The first sight upon entering the cavern was a cleft in the rock, one running along my own height and another bisecting it to form a voided cross. Snaking this way and that it wound a course through the river's bed, strewn with debris washed down during a wetter season. On the top of the vertical crack lay the occasional pocket of space much like the horizontal, filled with charred wood and deadfall alike.


Farther down the cavern wound, sculpted by the hand of water rushing past for thousands of years beyond what my own life will see. As though flint knapped carefully by a hunter's hand, the surface was together smooth and pocked, forming the illusion of something seen beneath the lens of a microscope. For the irregularities were just similar enough, in size and nature, to be the perfection of randomness.


At times, the cave split off to the side or above or down, tunnelling into impossibly small voids that might well open to rooms of habitable size. Yet we shall never know, for in this life our kind was never meant to see all there is to see.


As with the Mountains, I have come to appreciate the scale of which our world is crafted. From the farthest sight our universe is a beautifully intricate, dynamic and unpredictable canvas and so too are the smallest foci when the eye is instead turned down to what awaits our notice in the smallest places. Singular drops of water cling to the rock, depositing the minerals they have taken in on their journey towards the end of the earth. Over the decades a shell forms native to the land and unique in their form. If not from sentience the earth is as a living thing, able to take its own form, to grow, to adapt as the times change the face around it.


Deeper into the dark places of the world the sinuous cavern's passage dropped farther and farther down towards some unknown end which, for no other purpose than to satisfy that insatiable curiosity in adventure, we followed the ever changing rock into the voids that lie beneath. Striped rock of yellow and black flashed in the solemn light of our lamps, glistening from the lingering moisture of a river swallowed by the descent.


Out of the abyss opened the first chamber, a great towering hall three stories tall. Lined with beautifully carved stone and pillars reaching up towards the ceiling, the space seemed to brighten into lively appreciation that its form could be seen by those who can remember it. In the far corners lay trailing passages leading to other, unknown ends, waiting to be explored.


Through one of the pathways the rock led onward, growing ever smaller until only the soles of the feet of the one in front of us were visible.
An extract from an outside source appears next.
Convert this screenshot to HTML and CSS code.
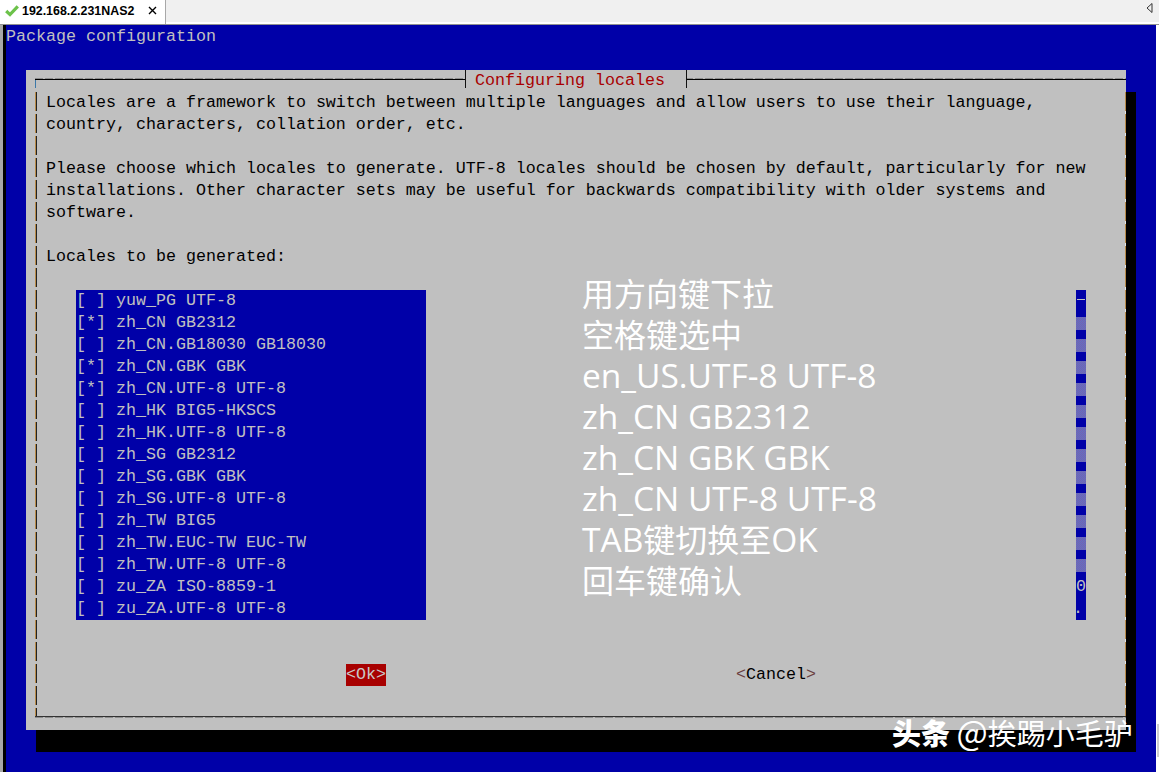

No light could come from those behind or those before, trapped in that narrow column of space which we passed as our own.


Surprising in its length the first of the tunnels came to an end too narrow to cross, and so we returned to the central chamber to explore another.


Pools of water pure as unblemished crystal bore the ripples of the river's falling, scattering our light with false shadows and reflections of our curious passage. There is something to the tranquillity of  rivers beneath the ground that, unsettled by wind or by the falling of the sun, remain resolute in the otherwise absolute silence that settles around them. Even too when all lights have gone out, its presence resides like a warden to the traveller telling that, however bitter and trying and laborious and striven the outside world, there will be a place of tranquillity that lies below.